For now, neither can get into a lot of particulars on how this has impacted Ubisoft’s games – they’ve only been at it for about a year so far, so much of their work is still under development and unannounced.
Sikka did, however, want to shout out one specific win the team has had already: the Content Review group.
“This came out of a need that we heard from our dev teams; [they wanted] to have diverse sounding boards, get feedback from a diverse set of team members who aren’t working directly on the project to ensure that [they’re] being inclusive and respectful and celebrating the diversity of [their] game. So we set up this group of volunteers, we have about a hundred odd people who are contributing their voices and their perspectives to these various projects, and we kicked it off as a pilot. It proved to be really successful. We have a team of about two full-time staff members dedicated to running the process and managing the hundred odd volunteers and interacting with dev teams across the world.”

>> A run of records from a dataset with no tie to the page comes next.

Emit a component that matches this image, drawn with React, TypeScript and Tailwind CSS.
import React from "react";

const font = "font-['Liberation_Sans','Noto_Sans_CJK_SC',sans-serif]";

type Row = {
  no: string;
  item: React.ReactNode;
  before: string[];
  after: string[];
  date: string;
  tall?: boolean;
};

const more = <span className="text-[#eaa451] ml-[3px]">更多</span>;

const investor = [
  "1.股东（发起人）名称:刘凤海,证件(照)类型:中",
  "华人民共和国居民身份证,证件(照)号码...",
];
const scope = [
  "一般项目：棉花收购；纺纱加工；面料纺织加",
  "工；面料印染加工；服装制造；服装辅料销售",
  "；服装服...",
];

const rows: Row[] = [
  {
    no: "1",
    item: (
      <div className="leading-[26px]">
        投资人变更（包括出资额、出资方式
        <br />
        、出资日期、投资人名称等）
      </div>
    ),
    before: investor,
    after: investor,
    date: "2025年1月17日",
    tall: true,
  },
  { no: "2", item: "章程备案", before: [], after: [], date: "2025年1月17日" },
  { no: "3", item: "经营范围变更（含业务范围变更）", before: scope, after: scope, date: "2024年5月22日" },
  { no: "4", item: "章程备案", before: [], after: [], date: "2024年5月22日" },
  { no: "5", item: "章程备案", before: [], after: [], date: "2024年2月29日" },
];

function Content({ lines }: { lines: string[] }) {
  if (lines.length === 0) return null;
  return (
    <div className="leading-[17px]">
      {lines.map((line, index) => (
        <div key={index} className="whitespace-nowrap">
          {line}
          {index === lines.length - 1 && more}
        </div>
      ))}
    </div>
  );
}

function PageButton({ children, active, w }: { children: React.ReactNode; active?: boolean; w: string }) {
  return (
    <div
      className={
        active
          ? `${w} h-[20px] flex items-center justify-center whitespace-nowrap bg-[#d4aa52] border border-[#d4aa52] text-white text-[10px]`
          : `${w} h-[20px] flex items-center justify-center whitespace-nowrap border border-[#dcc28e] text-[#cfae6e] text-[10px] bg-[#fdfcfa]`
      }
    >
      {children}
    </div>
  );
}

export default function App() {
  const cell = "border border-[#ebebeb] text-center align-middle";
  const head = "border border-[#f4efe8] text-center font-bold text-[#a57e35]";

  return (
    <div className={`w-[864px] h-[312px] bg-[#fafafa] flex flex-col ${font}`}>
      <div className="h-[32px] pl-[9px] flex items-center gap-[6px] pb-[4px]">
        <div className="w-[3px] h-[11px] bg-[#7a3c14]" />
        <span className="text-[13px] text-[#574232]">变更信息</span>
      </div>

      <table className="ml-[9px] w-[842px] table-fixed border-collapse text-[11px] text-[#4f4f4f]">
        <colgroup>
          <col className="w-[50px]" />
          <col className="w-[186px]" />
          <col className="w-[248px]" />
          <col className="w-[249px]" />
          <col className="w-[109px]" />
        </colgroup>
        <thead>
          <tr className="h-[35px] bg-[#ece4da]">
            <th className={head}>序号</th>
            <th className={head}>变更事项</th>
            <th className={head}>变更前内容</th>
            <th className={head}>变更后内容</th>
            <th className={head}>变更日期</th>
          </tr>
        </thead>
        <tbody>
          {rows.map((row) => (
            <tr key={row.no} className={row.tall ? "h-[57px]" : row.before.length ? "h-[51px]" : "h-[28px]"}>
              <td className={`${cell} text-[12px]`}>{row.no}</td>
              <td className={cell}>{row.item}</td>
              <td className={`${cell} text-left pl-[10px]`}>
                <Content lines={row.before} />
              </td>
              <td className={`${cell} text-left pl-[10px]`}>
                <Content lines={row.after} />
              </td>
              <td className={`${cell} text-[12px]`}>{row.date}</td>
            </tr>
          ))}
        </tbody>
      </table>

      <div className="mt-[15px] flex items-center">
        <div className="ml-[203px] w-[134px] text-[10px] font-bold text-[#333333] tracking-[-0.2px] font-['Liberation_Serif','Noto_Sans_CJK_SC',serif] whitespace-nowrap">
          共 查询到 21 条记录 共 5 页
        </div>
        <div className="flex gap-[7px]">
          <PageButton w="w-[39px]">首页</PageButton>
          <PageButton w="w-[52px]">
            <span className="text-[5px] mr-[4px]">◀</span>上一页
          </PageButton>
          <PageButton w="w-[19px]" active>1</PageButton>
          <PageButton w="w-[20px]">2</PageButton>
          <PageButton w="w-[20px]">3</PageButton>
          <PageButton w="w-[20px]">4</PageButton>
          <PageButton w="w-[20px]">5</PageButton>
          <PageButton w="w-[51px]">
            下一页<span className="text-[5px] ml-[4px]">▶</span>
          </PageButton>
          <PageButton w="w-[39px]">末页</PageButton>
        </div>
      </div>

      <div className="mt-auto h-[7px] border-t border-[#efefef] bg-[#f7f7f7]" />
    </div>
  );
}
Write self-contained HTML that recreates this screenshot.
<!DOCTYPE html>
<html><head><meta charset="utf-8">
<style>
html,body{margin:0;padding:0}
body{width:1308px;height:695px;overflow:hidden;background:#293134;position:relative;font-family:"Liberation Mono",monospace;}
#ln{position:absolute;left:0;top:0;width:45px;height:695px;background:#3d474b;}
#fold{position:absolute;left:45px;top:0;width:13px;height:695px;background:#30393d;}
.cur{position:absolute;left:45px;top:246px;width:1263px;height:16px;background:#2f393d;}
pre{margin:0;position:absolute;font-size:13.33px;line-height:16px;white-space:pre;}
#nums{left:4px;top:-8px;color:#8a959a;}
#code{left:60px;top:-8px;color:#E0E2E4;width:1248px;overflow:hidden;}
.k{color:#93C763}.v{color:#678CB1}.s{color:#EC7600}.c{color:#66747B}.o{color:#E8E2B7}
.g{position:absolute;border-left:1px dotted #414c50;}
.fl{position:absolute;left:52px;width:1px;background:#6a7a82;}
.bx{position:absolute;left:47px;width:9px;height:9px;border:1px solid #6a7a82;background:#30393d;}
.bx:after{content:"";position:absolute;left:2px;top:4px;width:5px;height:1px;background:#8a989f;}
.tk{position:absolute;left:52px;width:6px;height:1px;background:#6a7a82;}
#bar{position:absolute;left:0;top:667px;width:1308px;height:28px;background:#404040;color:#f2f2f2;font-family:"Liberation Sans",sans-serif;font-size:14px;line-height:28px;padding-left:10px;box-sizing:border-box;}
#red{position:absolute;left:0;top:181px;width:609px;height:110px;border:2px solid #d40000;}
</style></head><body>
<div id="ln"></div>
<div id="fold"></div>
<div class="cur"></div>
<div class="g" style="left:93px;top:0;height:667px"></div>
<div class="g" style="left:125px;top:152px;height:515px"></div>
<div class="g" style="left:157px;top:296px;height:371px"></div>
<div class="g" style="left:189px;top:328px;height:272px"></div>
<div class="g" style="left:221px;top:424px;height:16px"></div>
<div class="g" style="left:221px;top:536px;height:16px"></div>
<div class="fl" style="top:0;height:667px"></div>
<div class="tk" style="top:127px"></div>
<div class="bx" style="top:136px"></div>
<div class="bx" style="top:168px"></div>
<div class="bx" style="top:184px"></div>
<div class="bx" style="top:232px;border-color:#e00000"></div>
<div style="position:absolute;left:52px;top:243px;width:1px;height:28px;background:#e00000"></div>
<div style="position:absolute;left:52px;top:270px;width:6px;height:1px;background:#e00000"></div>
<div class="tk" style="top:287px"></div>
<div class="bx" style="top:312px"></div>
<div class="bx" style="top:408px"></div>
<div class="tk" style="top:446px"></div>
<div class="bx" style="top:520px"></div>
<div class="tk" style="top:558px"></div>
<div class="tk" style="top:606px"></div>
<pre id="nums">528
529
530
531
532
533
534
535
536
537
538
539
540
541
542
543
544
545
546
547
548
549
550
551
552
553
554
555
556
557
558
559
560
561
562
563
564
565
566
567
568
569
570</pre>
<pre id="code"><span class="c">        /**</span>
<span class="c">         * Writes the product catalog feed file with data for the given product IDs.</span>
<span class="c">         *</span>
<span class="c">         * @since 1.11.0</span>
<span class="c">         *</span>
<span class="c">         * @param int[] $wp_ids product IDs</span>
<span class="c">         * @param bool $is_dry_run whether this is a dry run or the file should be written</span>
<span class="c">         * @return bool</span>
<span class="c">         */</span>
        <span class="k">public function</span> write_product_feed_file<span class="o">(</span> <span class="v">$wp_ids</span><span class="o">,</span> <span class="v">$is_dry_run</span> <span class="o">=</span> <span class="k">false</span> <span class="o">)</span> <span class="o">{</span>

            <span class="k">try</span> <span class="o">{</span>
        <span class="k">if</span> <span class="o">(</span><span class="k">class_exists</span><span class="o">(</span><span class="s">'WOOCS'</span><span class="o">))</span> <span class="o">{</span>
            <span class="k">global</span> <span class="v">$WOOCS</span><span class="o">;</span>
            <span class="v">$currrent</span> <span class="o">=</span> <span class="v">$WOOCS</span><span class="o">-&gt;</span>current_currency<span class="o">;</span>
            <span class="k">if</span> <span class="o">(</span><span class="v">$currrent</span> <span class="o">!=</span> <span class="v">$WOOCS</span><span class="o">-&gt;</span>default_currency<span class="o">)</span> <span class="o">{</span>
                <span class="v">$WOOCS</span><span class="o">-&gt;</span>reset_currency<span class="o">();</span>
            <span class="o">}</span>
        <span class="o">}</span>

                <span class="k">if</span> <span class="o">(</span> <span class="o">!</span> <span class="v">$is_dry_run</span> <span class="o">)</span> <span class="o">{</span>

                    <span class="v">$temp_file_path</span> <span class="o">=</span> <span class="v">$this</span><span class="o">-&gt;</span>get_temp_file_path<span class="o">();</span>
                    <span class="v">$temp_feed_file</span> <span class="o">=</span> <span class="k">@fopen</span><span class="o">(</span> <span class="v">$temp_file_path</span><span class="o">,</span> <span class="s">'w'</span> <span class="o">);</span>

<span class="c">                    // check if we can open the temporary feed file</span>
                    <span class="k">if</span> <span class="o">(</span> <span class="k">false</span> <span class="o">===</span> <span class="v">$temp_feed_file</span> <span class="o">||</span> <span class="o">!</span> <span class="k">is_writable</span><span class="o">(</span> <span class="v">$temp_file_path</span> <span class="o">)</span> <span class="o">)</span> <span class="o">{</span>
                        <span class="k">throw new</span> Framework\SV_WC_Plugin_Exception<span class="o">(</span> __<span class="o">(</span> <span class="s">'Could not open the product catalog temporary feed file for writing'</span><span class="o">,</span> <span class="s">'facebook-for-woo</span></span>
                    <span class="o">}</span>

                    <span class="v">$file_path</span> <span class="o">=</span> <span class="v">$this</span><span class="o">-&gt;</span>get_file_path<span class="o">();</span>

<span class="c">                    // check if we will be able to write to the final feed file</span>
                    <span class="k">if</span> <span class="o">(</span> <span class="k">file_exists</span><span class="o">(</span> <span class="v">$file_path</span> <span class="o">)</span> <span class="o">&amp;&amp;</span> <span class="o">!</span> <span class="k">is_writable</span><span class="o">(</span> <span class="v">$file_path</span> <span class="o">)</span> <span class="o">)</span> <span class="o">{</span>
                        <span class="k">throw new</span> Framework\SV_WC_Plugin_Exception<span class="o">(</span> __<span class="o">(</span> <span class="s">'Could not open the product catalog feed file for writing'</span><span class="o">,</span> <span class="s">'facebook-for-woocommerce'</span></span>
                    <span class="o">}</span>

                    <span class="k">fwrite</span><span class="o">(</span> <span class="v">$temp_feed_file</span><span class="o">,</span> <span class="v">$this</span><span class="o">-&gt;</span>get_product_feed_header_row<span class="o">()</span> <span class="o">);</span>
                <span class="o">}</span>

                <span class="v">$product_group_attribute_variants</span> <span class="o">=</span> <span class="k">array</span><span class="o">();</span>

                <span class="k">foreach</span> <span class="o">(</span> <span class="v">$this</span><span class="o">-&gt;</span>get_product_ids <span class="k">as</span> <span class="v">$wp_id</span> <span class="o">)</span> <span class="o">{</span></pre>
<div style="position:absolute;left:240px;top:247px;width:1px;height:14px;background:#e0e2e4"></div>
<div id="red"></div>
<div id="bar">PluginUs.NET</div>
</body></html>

She adds that the Content Review Group was specifically instrumental for Roller Champions, in creating its diverse cast of characters and giving feedback on the different outfits and hairstyles. And for more fruits of their labors, she urges people to look forward to the upcoming Assassin’s Creed: Mirage.
“Outside of the content review, actually the inclusive games and content team has been instrumental in helping with external experts with the calligraphy, the [Arab] names, Arab culture. So very exciting to see where that and how our players receive that in the future.”
She then throws to Mesmar, saying she knows he’s especially excited about Mirage.
“For me, when the first Assassin’s Creed had the dude on a horse riding to Damascus and it was one of the first times in gaming where I saw my culture being represented,” he says. “And now with Mirage coming to Baghdad in that historical era, I can’t wait for our players to be able to experience that.”